Chief Commander Ebenezer Obey’s song “The Donkey, the Man and his Son (Ketekete)” throws more light on the opposition to the federal government by these governors. It tells a story of a man who embarks on a journey with his son and donkey.
Due to his old age, the man rides on the donkey while his son walks alongside. The elderly man is immediately derided as uncaring for riding on the donkey while his son follows on foot. In response, he carries his son on the donkey only to be called cruel with the intent to kill the poor donkey. In despair, father and son came down from the donkey and walk alongside the animal but were demeaned and called slaves to a mere donkey.
Ebenezer Obey concludes that there is nothing anyone can do to satisfy his critics even as our Lord, Jesus Christ said of his critics (the Pharisees) “We piped to you, and you did not dance; we wailed, and you did not weep”.
First, it was cattle colonies, they rejected it, then RUGA, they poopooed it, then the National Livestock Transformation Plan (NLTP), they killed it, then grazing route, they wailed. Four times, these governors lampooned President Buhari’s proposed solutions to a devastating national crisis and four times the president threw up new strategies.
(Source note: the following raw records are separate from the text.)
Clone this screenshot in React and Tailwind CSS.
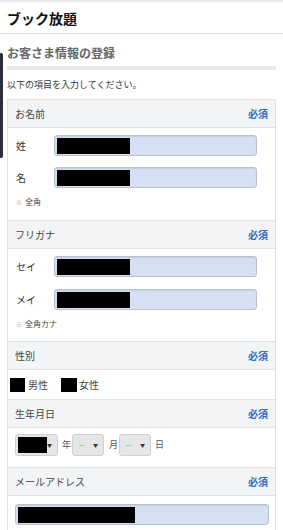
import React from "react";

const Required = () => (
  <span className="text-[10px] font-bold text-[#2a6cc6]">必須</span>
);

const SectionHead = ({ label }) => (
  <div className="h-[28px] flex items-center justify-between px-[7px] bg-[#f2f4f6] border-b border-[#dfe3e6] text-[10px] text-[#444]">
    <span>{label}</span>
    <Required />
  </div>
);

const TextInput = ({ width = "w-[203px]", black = "w-[73px]" }) => (
  <div className={`${width} h-[21px] rounded-[3px] border border-[#b8c2ce] bg-[#d5e1f2] flex items-center pl-[2px] shadow-[inset_0_1px_1px_rgba(0,0,0,0.08)]`}>
    <div className={`${black} h-[16px] bg-black`} />
  </div>
);

const Select = ({ width, children }) => (
  <div className={`${width} h-[22px] rounded-[3px] border border-[#cfcfcf] bg-[#e6e6e6] flex items-center justify-between pl-[2px] pr-[5px] text-[8px] text-[#888]`}>
    {children}
    <span className="text-[5px] text-[#333]">▼</span>
  </div>
);

export default function App() {
  return (
    <div className="relative w-[283px] h-[530px] overflow-hidden bg-white text-[#333] font-['Noto_Sans_CJK_JP',sans-serif]">
      <div className="h-[3px] bg-gradient-to-b from-[#e2e2e2] to-white" />
      <header className="h-[31px] flex items-center px-[7px] border-b border-[#dcdcdc]">
        <h1 className="text-[14px] font-bold text-[#111] leading-none">ブック放題</h1>
      </header>

      <div className="absolute left-0 top-[53px] w-[3px] h-[105px] rounded-r-[2px] bg-[#2d2d3d]" />

      <main className="px-[7px] pt-[11px]">
        <h2 className="text-[12px] leading-[16px] font-bold text-[#666]">お客さま情報の登録</h2>
        <div className="mt-[5px] h-[4px] bg-[#e8eaeb]" />
        <p className="mt-[9px] text-[9px] leading-[12px] text-[#333]">以下の項目を入力してください。</p>

        <div className="mt-[8px] border border-[#dfe3e6]">
          <SectionHead label="お名前" />
          <div className="px-[8px] pt-[7px] pb-[11px] border-b border-[#dfe3e6]">
            <div className="flex items-center">
              <span className="w-[38px] text-[10px]">姓</span>
              <TextInput />
            </div>
            <div className="flex items-center mt-[11px]">
              <span className="w-[38px] text-[10px]">名</span>
              <TextInput />
            </div>
            <p className="mt-[8px] text-[8px] leading-[12px] text-[#444]">
              <span className="text-[#aaa] text-[6px] mr-[3px]">※</span>全角
            </p>
          </div>

          <SectionHead label="フリガナ" />
          <div className="px-[8px] pt-[7px] pb-[10px] border-b border-[#dfe3e6]">
            <div className="flex items-center">
              <span className="w-[38px] text-[10px]">セイ</span>
              <TextInput />
            </div>
            <div className="flex items-center mt-[12px]">
              <span className="w-[38px] text-[10px]">メイ</span>
              <TextInput />
            </div>
            <p className="mt-[8px] text-[8px] leading-[12px] text-[#444]">
              <span className="text-[#aaa] text-[6px] mr-[3px]">※</span>全角カナ
            </p>
          </div>

          <SectionHead label="性別" />
          <div className="h-[30px] flex items-center pl-[2px] border-b border-[#dfe3e6] text-[10px] text-[#444]">
            <span className="w-[15px] h-[14px] bg-black" />
            <span className="ml-[3px]">男性</span>
            <span className="ml-[13px] w-[16px] h-[14px] bg-black" />
            <span className="ml-[2px]">女性</span>
          </div>

          <SectionHead label="生年月日" />
          <div className="flex items-center px-[7px] pt-[6px] pb-[11px] border-b border-[#dfe3e6] text-[9px] text-[#555]">
            <Select width="w-[43px]">
              <span className="w-[29px] h-[16px] bg-black" />
            </Select>
            <span className="ml-[4px] w-[10px]">年</span>
            <Select width="w-[32px]">
              <span className="ml-[4px]">--</span>
            </Select>
            <span className="ml-[5px] w-[10px]">月</span>
            <Select width="w-[32px]">
              <span className="ml-[4px]">--</span>
            </Select>
            <span className="ml-[4px]">日</span>
          </div>

          <SectionHead label="メールアドレス" />
          <div className="px-[7px] pt-[8px] pb-[8px]">
            <TextInput width="w-[254px]" black="w-[117px]" />
          </div>
        </div>
      </main>
    </div>
  );
}
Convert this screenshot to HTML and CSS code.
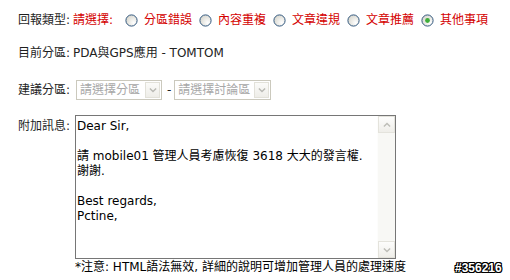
FILE: index.html
```html
<!DOCTYPE html>
<html>
<head>
<meta charset="utf-8">
<link rel="stylesheet" href="styles.css">
</head>
<body>
<div class="form">
  <div class="row r1">
    <span class="lbl">回報類型:</span>
    <span class="red">請選擇:</span>
    <span class="opt first"><svg class="radio" viewBox="0 0 13 13"><defs><radialGradient id="g1" cx="0.7" cy="0.7" r="0.8"><stop offset="0" stop-color="#ffffff"/><stop offset="1" stop-color="#d6d5cc"/></radialGradient></defs><circle cx="6.5" cy="6.5" r="5.6" fill="url(#g1)" stroke="#32587e" stroke-width="1"/></svg><span class="red">分區錯誤</span></span>
    <span class="opt"><svg class="radio" viewBox="0 0 13 13"><circle cx="6.5" cy="6.5" r="5.6" fill="url(#g1)" stroke="#32587e" stroke-width="1"/></svg><span class="red">內容重複</span></span>
    <span class="opt"><svg class="radio" viewBox="0 0 13 13"><circle cx="6.5" cy="6.5" r="5.6" fill="url(#g1)" stroke="#32587e" stroke-width="1"/></svg><span class="red">文章違規</span></span>
    <span class="opt"><svg class="radio" viewBox="0 0 13 13"><circle cx="6.5" cy="6.5" r="5.6" fill="url(#g1)" stroke="#32587e" stroke-width="1"/></svg><span class="red">文章推薦</span></span>
    <span class="opt"><svg class="radio" viewBox="0 0 13 13"><circle cx="6.5" cy="6.5" r="5.6" fill="url(#g1)" stroke="#32587e" stroke-width="1"/><circle cx="6.5" cy="6.5" r="2.4" fill="#3fae3a"/></svg><span class="red">其他事項</span></span>
  </div>
  <div class="row r2">
    <span class="lbl">目前分區:</span>
    <span class="val">PDA與GPS應用 - TOMTOM</span>
  </div>
  <div class="row r3">
    <span class="lbl">建議分區:</span>
    <div class="sel s1"><span class="stxt">請選擇分區</span><span class="sbtn"><svg viewBox="0 0 9 6" class="chev"><path d="M1 1.2 L4.5 4.6 L8 1.2" fill="none" stroke="#b9b9b3" stroke-width="1.6"/></svg></span></div>
    <span class="dash">-</span>
    <div class="sel s2"><span class="stxt">請選擇討論區</span><span class="sbtn"><svg viewBox="0 0 9 6" class="chev"><path d="M1 1.2 L4.5 4.6 L8 1.2" fill="none" stroke="#b9b9b3" stroke-width="1.6"/></svg></span></div>
  </div>
  <div class="row r4">
    <span class="lbl lbl4">附加訊息:</span>
    <div class="ta">
      <div class="tatext">Dear Sir,

請 mobile01 管理人員考慮恢復 3618 大大的發言權.
謝謝.

Best regards,
Pctine,</div>
      <div class="sb">
        <div class="sbb"><svg viewBox="0 0 9 6" class="chev"><path d="M1 4.6 L4.5 1.2 L8 4.6" fill="none" stroke="#bdbdb7" stroke-width="1.6"/></svg></div>
        <div class="track"></div>
        <div class="sbb"><svg viewBox="0 0 9 6" class="chev"><path d="M1 1.2 L4.5 4.6 L8 1.2" fill="none" stroke="#bdbdb7" stroke-width="1.6"/></svg></div>
      </div>
    </div>
  </div>
  <div class="note">*注意: HTML語法無效, 詳細的說明可增加管理人員的處理速度</div>
</div>
<div class="wm">#356216</div>
</body>
</html>
```
FILE: styles.css
```css
html, body {
  margin: 0;
  background: #ffffff;
}
body {
  font-family: "DejaVu Sans", "Noto Sans CJK TC", sans-serif;
  font-size: 12px;
  color: #1e1e1e;
  position: relative;
  width: 510px;
  height: 280px;
  overflow: hidden;
}
.form {
  padding: 12px 0 0 18px;
}
.row {
  display: flex;
  align-items: center;
  line-height: 16px;
  white-space: nowrap;
}
.lbl {
  width: 55px;
  flex: none;
}
.red {
  color: #d40000;
}
.opt {
  display: flex;
  align-items: center;
  margin-left: 7px;
}
.opt.first {
  margin-left: 12px;
}
.radio {
  width: 13px;
  height: 13px;
  margin-right: 6px;
  flex: none;
}
.r2 {
  margin-top: 17px;
}
.val {
  color: #222;
}
.r3 {
  margin-top: 19px;
}
.sel {
  display: flex;
  align-items: center;
  height: 20px;
  box-sizing: border-box;
  border: 1px solid #cbc9bd;
  color: #a8a8a8;
  padding-left: 3px;
  background: #ffffff;
}
.s1 {
  width: 86px;
  margin-left: 3px;
}
.s2 {
  width: 97px;
}
.stxt {
  flex: 1;
}
.sbtn {
  width: 15px;
  height: 16px;
  margin-right: 1px;
  box-sizing: border-box;
  border: 1px solid #e2e1d9;
  background: linear-gradient(#fbfbf9, #eeede8);
  display: flex;
  align-items: center;
  justify-content: center;
}
.chev {
  width: 8px;
  height: 6px;
}
.dash {
  margin: 0 3px 0 5px;
  color: #222;
}
.r4 {
  margin-top: 15px;
  align-items: flex-start;
}
.lbl4 {
  padding-top: 3px;
}
.ta {
  display: flex;
  width: 321px;
  height: 144px;
  box-sizing: border-box;
  border: 1px solid #767676;
  margin-left: 2px;
  background: #ffffff;
}
.tatext {
  flex: 1;
  padding: 3px 1px;
  line-height: 15px;
  white-space: pre;
  color: #000;
  overflow: hidden;
}
.sb {
  width: 17px;
  flex: none;
  display: flex;
  flex-direction: column;
  background: #f8f8f5;
  border-left: 1px solid #fdfdfc;
}
.sbb {
  height: 17px;
  box-sizing: border-box;
  border: 1px solid #e4e3dc;
  background: linear-gradient(#fdfdfc, #efeee9);
  display: flex;
  align-items: center;
  justify-content: center;
}
.track {
  flex: 1;
}
.note {
  margin-left: 57px;
  line-height: 16px;
  color: #000;
  white-space: nowrap;
}
.wm {
  position: absolute;
  left: 455px;
  top: 261px;
  font-family: "Liberation Sans", sans-serif;
  font-weight: bold;
  font-size: 12px;
  line-height: 14px;
  color: #ffffff;
  text-shadow: 1px 0 0 #000, -1px 0 0 #000, 0 1px 0 #000, 0 -1px 0 #000, 1px 1px 0 #000, -1px -1px 0 #000, 1px -1px 0 #000, -1px 1px 0 #000;
}
```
The Federal Government may have buckled under the waves of propaganda against its solution to the farmers and herders crisis. But unlike Jesus Christ and Ebenezer Obey, President Buhari didn’t wax lyrical. He launched a counter attack, dug into the archives and dusted up what he called designated grazing routes used by herdsmen in the First Republic. Here, he missed it completely. What anachronism!
Still throwing punches and grandstanding, these governors turned full circle. They are now making provisions for land to build ranches in their new anti-open grazing laws. What is the difference between RUGA and Ranching, we ask?
At last, land will be set aside by these governors in their states and allocated to herders to breed the cows whose meat their people love to eat.